Next Time You're About To Call A Startup 'Stupid' Remember These Two Stories

FlickrWhen a startup is in its early stages, it’s not always easy to determine if the product will be a hit.

Dustin Curtis, the creator of online magazine platform Svbtle, initially thought two startups that are now extremely successful were stupid when he first saw them.

“For some cruel reason, I keep finding myself in the position of being introduced to things in their infancy (often before they are even launched), dismissing them as stupid, and then watching them become unbelievably popular,” Curtis writes on Svbtle. “This has happened to me at least four times. Each time I vow never to call anything stupid again, and then, invariably, it happens again.”

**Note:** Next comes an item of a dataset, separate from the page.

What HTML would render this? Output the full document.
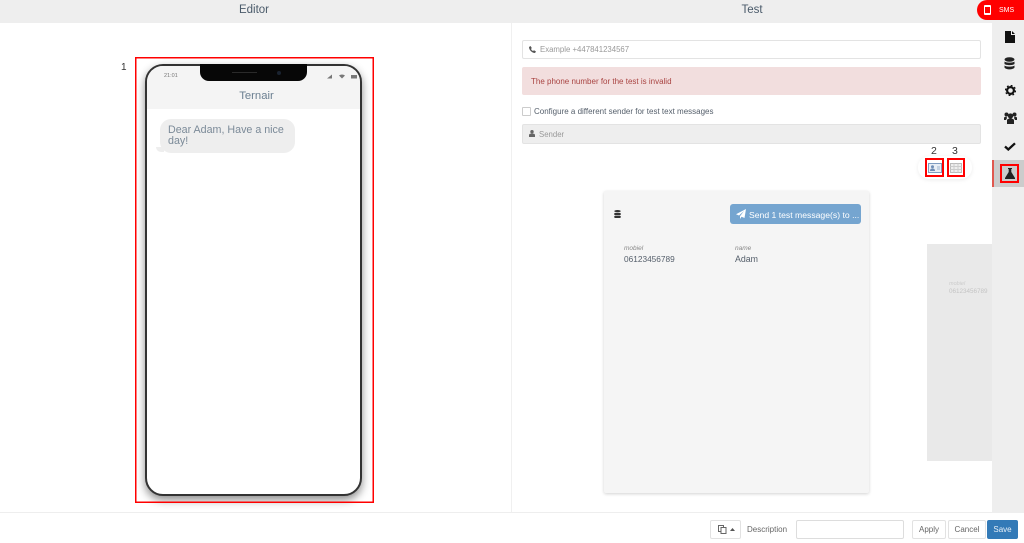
<!DOCTYPE html>
<html><head><meta charset="utf-8"><style>
html,body{margin:0;padding:0;background:#fff}
body{width:1024px;height:543px;position:relative;overflow:hidden;font-family:"Liberation Sans",sans-serif;color:#555}
.a{position:absolute;box-sizing:border-box;white-space:nowrap}
.rb{border:2px solid #f00}
svg{position:absolute;display:block}
</style></head><body>
<div class="a" style="left:0;top:0;width:1024px;height:23px;background:#eee"></div>
<div class="a" style="left:0;top:4px;width:508px;text-align:center;font-size:11.500px;color:#4a5a6a">Editor</div>
<div class="a" style="left:508px;top:4px;width:488px;text-align:center;font-size:11.500px;color:#4a5a6a">Test</div>
<div class="a" style="left:511px;top:23px;width:1px;height:489px;background:#f0f0f0"></div>

<!-- SMS badge -->
<div class="a" style="left:977px;top:0;width:47px;height:20px;background:#f00;border-radius:10px 0 0 10px"></div>
<div class="a" style="left:984px;top:5px;width:7px;height:10px;border:1.500px solid #fff;border-width:2px 1px;border-radius:1px"></div>
<div class="a" style="left:999px;top:7px;font-size:7px;color:#fff">SMS</div>

<!-- sidebar -->
<div class="a" style="left:992px;top:23px;width:32px;height:489px;background:#eee"></div>
<div class="a" style="left:992px;top:160px;width:32px;height:27px;background:#ccc"></div>
<div class="a" style="left:992px;top:160px;width:2px;height:27px;background:#e0584f"></div>
<svg style="left:1005px;top:31px" width="10" height="12" viewBox="0 0 10 12"><path d="M0 0H6V4H10V12H0ZM7 0L10 3H7Z" fill="#111"/></svg>
<svg style="left:1004px;top:57px" width="11" height="13" viewBox="0 0 11 13"><ellipse cx="5.500" cy="2.500" rx="5" ry="2.300" fill="#222"/><path d="M.5 4.500C2 6 9 6 10.500 4.500V7C9 8.500 2 8.500 .5 7ZM.5 8.500C2 10 9 10 10.500 8.500V10.500C9 13 2 13 .5 10.500Z" fill="#222"/></svg>
<svg style="left:1005px;top:85px" width="11" height="11" viewBox="0 0 11 11"><circle cx="5.500" cy="5.500" r="3.400" fill="none" stroke="#111" stroke-width="2.200"/><circle cx="5.500" cy="5.500" r="5" fill="none" stroke="#111" stroke-width="1.300" stroke-dasharray="1.800 2.130"/></svg>
<svg style="left:1004px;top:112px" width="13" height="12" viewBox="0 0 13 12"><circle cx="6.500" cy="4" r="2.600" fill="#222"/><circle cx="2.500" cy="2.500" r="2" fill="#222"/><circle cx="10.500" cy="2.500" r="2" fill="#222"/><path d="M3 12V8.500C3 7 4.500 6.500 6.500 6.500S10 7 10 8.500V12ZM0 8V6C0 5 1 4.800 2.500 4.800L3 6L2 8ZM13 8V6C13 5 12 4.800 10.500 4.800L10 6L11 8Z" fill="#222"/></svg>
<svg style="left:1004px;top:142px" width="12" height="9" viewBox="0 0 12 9"><path d="M1 4.500L4.300 7.500L11 1.300" fill="none" stroke="#111" stroke-width="2.300"/></svg>
<div class="a rb" style="left:1000px;top:164px;width:19px;height:19px"></div>
<svg style="left:1005px;top:168px" width="10" height="11" viewBox="0 0 10 11"><path d="M3 0H7V1H6.300V4L10 10V11H0V10L3.700 4V1H3Z" fill="#222"/></svg>

<!-- Editor -->
<div class="a" style="left:121px;top:62px;font-size:10px;color:#333">1</div>
<div class="a" style="left:145px;top:64px;width:217px;height:432px;background:#fff;border:2px solid #333;border-radius:18px;box-shadow:0 4px 9px rgba(0,0,0,.45);overflow:hidden">
  <div class="a" style="left:0;top:0;width:213px;height:43px;background:#f4f4f4"></div>
  <div class="a" style="left:17px;top:7px;font-size:5.500px;color:#777">21:01</div>
  <div class="a" style="left:3px;top:24px;width:213px;text-align:center;font-size:11.300px;color:#6b7f91">Ternair</div>
  <div class="a" style="left:13px;top:53px;width:135px;height:34px;background:#eee;border-radius:11px;padding:6px 0 0 8px;font-size:10.700px;line-height:11px;color:#7b8a98;white-space:normal">Dear Adam, Have a nice day!</div>
  <div class="a" style="left:9px;top:81px;width:8px;height:5px;background:#eee;border-radius:0 0 0 6px"></div>
</div>
<svg style="left:134px;top:56px" width="241" height="448" viewBox="0 0 241 448"><rect x="1.750" y="1.750" width="237.500" height="444.500" fill="none" stroke="#f00" stroke-width="1.500"/></svg>
<div class="a" style="left:200px;top:64px;width:107px;height:17px;background:#070707;border-radius:0 0 9px 9px"></div>
<div class="a" style="left:232px;top:72px;width:25px;height:1px;background:#2a2a2a"></div>
<div class="a" style="left:277px;top:71px;width:4px;height:4px;border-radius:50%;background:#1a2330"></div>
<svg style="left:327px;top:74px" width="32" height="5" viewBox="0 0 32 5"><path d="M0 4.500L5 .5V4.500Z" fill="#777"/><path d="M12 1.500Q15 -.5 18 1.500L15 4.500Z" fill="#777"/><rect x="24" y="1" width="6" height="3.500" fill="#777"/></svg>

<!-- Test form -->
<div class="a" style="left:522px;top:40px;width:459px;height:19px;border:1px solid #e3e3e3;border-radius:2px;background:#fff"></div>
<svg style="left:529px;top:46px" width="7" height="7" viewBox="0 0 7 7"><path d="M0 1L1.500 0L2.800 2L2 3C2.500 4 3.200 4.600 4 5L5 4.200L7 5.500L6 7C3 7 0 4 0 1Z" fill="#555"/></svg>
<div class="a" style="left:540px;top:45px;font-size:7.800px;color:#999">Example +447841234567</div>
<div class="a" style="left:522px;top:67px;width:459px;height:28px;background:#f2dede;border-radius:2px"></div>
<div class="a" style="left:531px;top:77px;font-size:8px;color:#a94442">The phone number for the test is invalid</div>
<div class="a" style="left:522px;top:107px;width:9px;height:9px;border:1px solid #ccc;background:#fff;border-radius:1px"></div>
<div class="a" style="left:534px;top:107px;font-size:8px;color:#555f6b">Configure a different sender for test text messages</div>
<div class="a" style="left:522px;top:124px;width:459px;height:20px;background:#eee;border:1px solid #e3e3e3;border-radius:2px"></div>
<svg style="left:529px;top:130px" width="6" height="7" viewBox="0 0 6 7"><circle cx="3" cy="1.700" r="1.700" fill="#666"/><path d="M0 7V5C0 4 1 3.500 3 3.500S6 4 6 5V7Z" fill="#666"/></svg>
<div class="a" style="left:539px;top:130px;font-size:7.800px;color:#999">Sender</div>

<div class="a" style="left:931px;top:145px;font-size:10.500px;color:#333">2</div>
<div class="a" style="left:952px;top:145px;font-size:10.500px;color:#333">3</div>
<div class="a" style="left:918px;top:156px;width:54px;height:23px;background:#fff;border-radius:11px;box-shadow:0 1px 4px rgba(0,0,0,.08)"></div>
<div class="a rb" style="left:925px;top:158px;width:19px;height:19px"></div>
<div class="a rb" style="left:947px;top:158px;width:18px;height:19px"></div>
<svg style="left:928px;top:163px" width="14" height="10" viewBox="0 0 14 10"><rect x=".5" y=".5" width="13" height="9" fill="#e8eef5" stroke="#7f9cc0"/><circle cx="4.500" cy="3.700" r="1.500" fill="#6f8db5"/><path d="M2 8C2 6 3 5.500 4.500 5.500S7 6 7 8Z" fill="#6f8db5"/><rect x="9" y="3" width="3" height="4" fill="#c4d2e2"/></svg>
<svg style="left:950px;top:163px" width="12" height="10" viewBox="0 0 12 10"><rect x=".5" y=".5" width="11" height="9" fill="#eee" stroke="#bbb"/><path d="M4 .5V9.500M8 .5V9.500M.5 3.500H11.500M.5 6.500H11.500" stroke="#ccc" stroke-width="1"/></svg>

<!-- Card -->
<div class="a" style="left:604px;top:191px;width:265px;height:302px;background:#f5f5f5;border-radius:2px;box-shadow:0 1px 3px rgba(0,0,0,.18)"></div>
<svg style="left:614px;top:210px" width="7" height="8" viewBox="0 0 7 8"><ellipse cx="3.500" cy="1.100" rx="3.300" ry="1.100" fill="#333"/><rect x=".2" y="2.900" width="6.600" height="2.200" rx="1" fill="#333"/><rect x=".2" y="5.800" width="6.600" height="2.200" rx="1" fill="#333"/></svg>
<div class="a" style="left:730px;top:204px;width:131px;height:20px;background:#75a5d0;border-radius:3px"></div>
<svg style="left:736px;top:209px" width="10" height="10" viewBox="0 0 10 10"><path d="M10 0L8.500 9L5.500 7.700L4 10V7.200L8 2L3 6.500L0 5.300Z" fill="#fff"/></svg>
<div class="a" style="left:749px;top:210px;font-size:8.650px;color:#fff">Send 1 test message(s) to ...</div>
<div class="a" style="left:624px;top:245px;font-size:6.500px;font-style:italic;color:#888">mobiel</div>
<div class="a" style="left:624px;top:254px;font-size:8.300px;color:#555f6b">06123456789</div>
<div class="a" style="left:735px;top:245px;font-size:6.500px;font-style:italic;color:#888">name</div>
<div class="a" style="left:735px;top:254px;font-size:8.800px;color:#555f6b">Adam</div>

<div class="a" style="left:927px;top:244px;width:65px;height:217px;background:#e9e9e9;overflow:hidden">
  <div class="a" style="left:22px;top:37px;font-size:5.500px;font-style:italic;color:#ccc">mobiel</div>
  <div class="a" style="left:22px;top:44px;font-size:6.300px;color:#c4c4c4">06123456789</div>
</div>

<!-- Footer -->
<div class="a" style="left:0;top:512px;width:1024px;height:1px;background:#eee"></div>
<div class="a" style="left:710px;top:520px;width:31px;height:19px;border:1px solid #e2e2e2;border-radius:2px;background:#fff"></div>
<svg style="left:718px;top:525px" width="9" height="9" viewBox="0 0 9 9"><rect x=".5" y=".5" width="5" height="6" fill="none" stroke="#666"/><rect x="3" y="2.500" width="5" height="6" fill="#fff" stroke="#666"/></svg>
<svg style="left:730px;top:528px" width="5" height="3" viewBox="0 0 5 3"><path d="M0 3L2.500 0L5 3Z" fill="#555"/></svg>
<div class="a" style="left:747px;top:525px;font-size:8px;color:#666">Description</div>
<div class="a" style="left:796px;top:520px;width:108px;height:19px;border:1px solid #ddd;border-radius:2px;background:#fff"></div>
<div class="a" style="left:912px;top:520px;width:34px;height:19px;border:1px solid #e2e2e2;border-radius:2px;text-align:center;font-size:8px;line-height:17px;color:#666">Apply</div>
<div class="a" style="left:948px;top:520px;width:38px;height:19px;border:1px solid #e2e2e2;border-radius:2px;text-align:center;font-size:8px;line-height:17px;color:#666">Cancel</div>
<div class="a" style="left:987px;top:520px;width:31px;height:19px;background:#337ab7;border-radius:2px;text-align:center;font-size:8px;line-height:19px;color:#e8f0f8">Save</div>
</body></html>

It happened with Pinterest, the social bookmarking service worth around $2 billion. And then it happened again with Vine, the video app that Twitter acquired last year. 

With Pinterest, Curtis wasn’t sold on the idea that middle-aged women would flock to a fashion- and design-oriented site for collecting and sharing products. Especially not one created by a 20-something guy, Pinterest founder and CEO Ben Silbermann. 

When Curtis met with Silbermann, he quickly dismissed the idea, concluding the product was stupid.

Now, Pinterest brings in billions of page views per month. The most recent tally: 3.4 billion monthly page views from its 25 million members worldwide.

But Curtis apparently didn’t learn from his mistake right away. Last year, Vine co-founder Dom Hoffman met Curtis for dinner where he showed of his “Instagram for video” app. 

“The app was very well designed and engineered, especially for a prototype, but I’ve had a lot of experience with photography and video apps, and I knew the odds were hugely against him,” Curtis writes. “The mobile video space is littered with the dead carcasses of previous attempts. How would this guy overcome all of the hurdles that the plethora of other attempts at mobile video have been unable to address?”

Once again, Curtis dismissed the idea.

Thinking back on those meetings, Curtis says he’s “kind of disgusted” by his reactions. 

“Both of those guys are unusually passionate and driven, and you can tell within five seconds of meeting them,” Curtis writes. “They saw the future and they built it. But for some reason, my first reaction to their earliest attempts wasn’t to give them the benefit of the doubt–it was to immediately find problems and then dismiss their ideas.”